Repeat word for word the opening stretch of the entries, from the first line through the line containing "PDF pages size.</p>".

━━━ Task input

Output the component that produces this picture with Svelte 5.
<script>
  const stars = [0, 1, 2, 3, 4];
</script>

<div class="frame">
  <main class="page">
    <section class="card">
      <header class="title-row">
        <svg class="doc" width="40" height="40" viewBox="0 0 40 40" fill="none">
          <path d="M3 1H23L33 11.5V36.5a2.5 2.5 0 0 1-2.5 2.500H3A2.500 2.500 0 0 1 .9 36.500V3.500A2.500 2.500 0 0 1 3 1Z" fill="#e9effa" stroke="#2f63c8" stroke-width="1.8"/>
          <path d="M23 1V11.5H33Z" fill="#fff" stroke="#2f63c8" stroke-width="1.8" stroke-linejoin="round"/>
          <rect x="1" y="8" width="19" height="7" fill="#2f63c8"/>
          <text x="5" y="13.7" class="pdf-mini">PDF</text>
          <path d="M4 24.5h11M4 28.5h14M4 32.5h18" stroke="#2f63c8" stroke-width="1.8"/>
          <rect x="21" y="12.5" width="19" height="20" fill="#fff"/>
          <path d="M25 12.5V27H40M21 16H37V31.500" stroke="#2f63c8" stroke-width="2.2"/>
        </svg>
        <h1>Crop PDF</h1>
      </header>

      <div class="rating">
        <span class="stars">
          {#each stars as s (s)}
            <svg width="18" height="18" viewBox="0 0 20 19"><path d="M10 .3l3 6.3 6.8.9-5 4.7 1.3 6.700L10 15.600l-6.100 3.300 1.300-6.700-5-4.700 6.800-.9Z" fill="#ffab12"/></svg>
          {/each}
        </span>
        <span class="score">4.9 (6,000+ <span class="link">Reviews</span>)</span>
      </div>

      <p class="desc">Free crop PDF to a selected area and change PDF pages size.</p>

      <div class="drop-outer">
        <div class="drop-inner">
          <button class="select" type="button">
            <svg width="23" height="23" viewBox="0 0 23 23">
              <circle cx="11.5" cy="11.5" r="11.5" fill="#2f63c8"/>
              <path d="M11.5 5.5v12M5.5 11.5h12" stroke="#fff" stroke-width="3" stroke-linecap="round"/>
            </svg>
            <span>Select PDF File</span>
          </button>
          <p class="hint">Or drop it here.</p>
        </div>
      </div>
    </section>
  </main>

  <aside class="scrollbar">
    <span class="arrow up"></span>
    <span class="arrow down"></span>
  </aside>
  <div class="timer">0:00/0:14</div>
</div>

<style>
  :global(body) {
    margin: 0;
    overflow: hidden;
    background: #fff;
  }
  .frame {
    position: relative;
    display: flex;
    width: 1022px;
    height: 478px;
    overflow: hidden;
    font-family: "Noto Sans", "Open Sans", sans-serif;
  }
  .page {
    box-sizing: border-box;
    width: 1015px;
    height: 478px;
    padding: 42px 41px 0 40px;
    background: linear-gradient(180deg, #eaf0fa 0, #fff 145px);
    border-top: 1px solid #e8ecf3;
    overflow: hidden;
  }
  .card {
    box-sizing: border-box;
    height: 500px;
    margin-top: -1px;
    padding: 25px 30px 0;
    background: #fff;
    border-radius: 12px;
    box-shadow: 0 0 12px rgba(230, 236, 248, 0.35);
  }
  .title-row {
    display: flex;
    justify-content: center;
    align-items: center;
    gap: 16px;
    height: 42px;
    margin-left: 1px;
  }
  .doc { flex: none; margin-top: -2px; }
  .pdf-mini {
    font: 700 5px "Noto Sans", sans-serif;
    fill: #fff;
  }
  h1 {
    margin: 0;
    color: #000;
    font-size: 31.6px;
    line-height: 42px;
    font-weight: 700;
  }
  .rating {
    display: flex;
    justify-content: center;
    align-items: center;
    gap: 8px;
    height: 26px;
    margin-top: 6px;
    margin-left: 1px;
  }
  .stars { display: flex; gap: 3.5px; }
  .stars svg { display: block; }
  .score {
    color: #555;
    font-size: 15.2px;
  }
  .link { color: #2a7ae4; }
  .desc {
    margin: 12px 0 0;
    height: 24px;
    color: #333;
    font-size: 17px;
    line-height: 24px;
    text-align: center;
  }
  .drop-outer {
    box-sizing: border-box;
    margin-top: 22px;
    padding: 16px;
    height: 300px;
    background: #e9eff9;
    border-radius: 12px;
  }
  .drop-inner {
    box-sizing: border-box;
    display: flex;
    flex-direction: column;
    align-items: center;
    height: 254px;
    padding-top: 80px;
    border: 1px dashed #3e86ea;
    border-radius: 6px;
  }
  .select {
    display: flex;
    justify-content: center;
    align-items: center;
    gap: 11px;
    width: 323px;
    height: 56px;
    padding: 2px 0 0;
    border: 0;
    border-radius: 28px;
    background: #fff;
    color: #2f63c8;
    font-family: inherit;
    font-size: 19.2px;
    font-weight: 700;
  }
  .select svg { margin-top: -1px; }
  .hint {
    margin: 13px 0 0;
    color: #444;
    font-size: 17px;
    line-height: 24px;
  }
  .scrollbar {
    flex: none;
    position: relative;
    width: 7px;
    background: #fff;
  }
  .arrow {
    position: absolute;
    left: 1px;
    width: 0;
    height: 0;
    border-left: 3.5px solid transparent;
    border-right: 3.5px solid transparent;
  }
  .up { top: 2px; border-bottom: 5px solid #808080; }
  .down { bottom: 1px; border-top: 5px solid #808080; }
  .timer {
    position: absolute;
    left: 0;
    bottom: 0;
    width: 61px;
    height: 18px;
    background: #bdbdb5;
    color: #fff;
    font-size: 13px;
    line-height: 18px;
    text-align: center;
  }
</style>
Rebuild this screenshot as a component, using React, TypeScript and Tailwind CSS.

━━━━━━

Answer to this problem:
Output the component that produces this picture with Svelte 5.
<script>
  const stars = [0, 1, 2, 3, 4];
</script>

<div class="frame">
  <main class="page">
    <section class="card">
      <header class="title-row">
        <svg class="doc" width="40" height="40" viewBox="0 0 40 40" fill="none">
          <path d="M3 1H23L33 11.5V36.5a2.5 2.5 0 0 1-2.5 2.500H3A2.500 2.500 0 0 1 .9 36.500V3.500A2.500 2.500 0 0 1 3 1Z" fill="#e9effa" stroke="#2f63c8" stroke-width="1.8"/>
          <path d="M23 1V11.5H33Z" fill="#fff" stroke="#2f63c8" stroke-width="1.8" stroke-linejoin="round"/>
          <rect x="1" y="8" width="19" height="7" fill="#2f63c8"/>
          <text x="5" y="13.7" class="pdf-mini">PDF</text>
          <path d="M4 24.5h11M4 28.5h14M4 32.5h18" stroke="#2f63c8" stroke-width="1.8"/>
          <rect x="21" y="12.5" width="19" height="20" fill="#fff"/>
          <path d="M25 12.5V27H40M21 16H37V31.500" stroke="#2f63c8" stroke-width="2.2"/>
        </svg>
        <h1>Crop PDF</h1>
      </header>

      <div class="rating">
        <span class="stars">
          {#each stars as s (s)}
            <svg width="18" height="18" viewBox="0 0 20 19"><path d="M10 .3l3 6.3 6.8.9-5 4.7 1.3 6.700L10 15.600l-6.100 3.300 1.300-6.700-5-4.700 6.800-.9Z" fill="#ffab12"/></svg>
          {/each}
        </span>
        <span class="score">4.9 (6,000+ <span class="link">Reviews</span>)</span>
      </div>

      <p class="desc">Free crop PDF to a selected area and change PDF pages size.</p>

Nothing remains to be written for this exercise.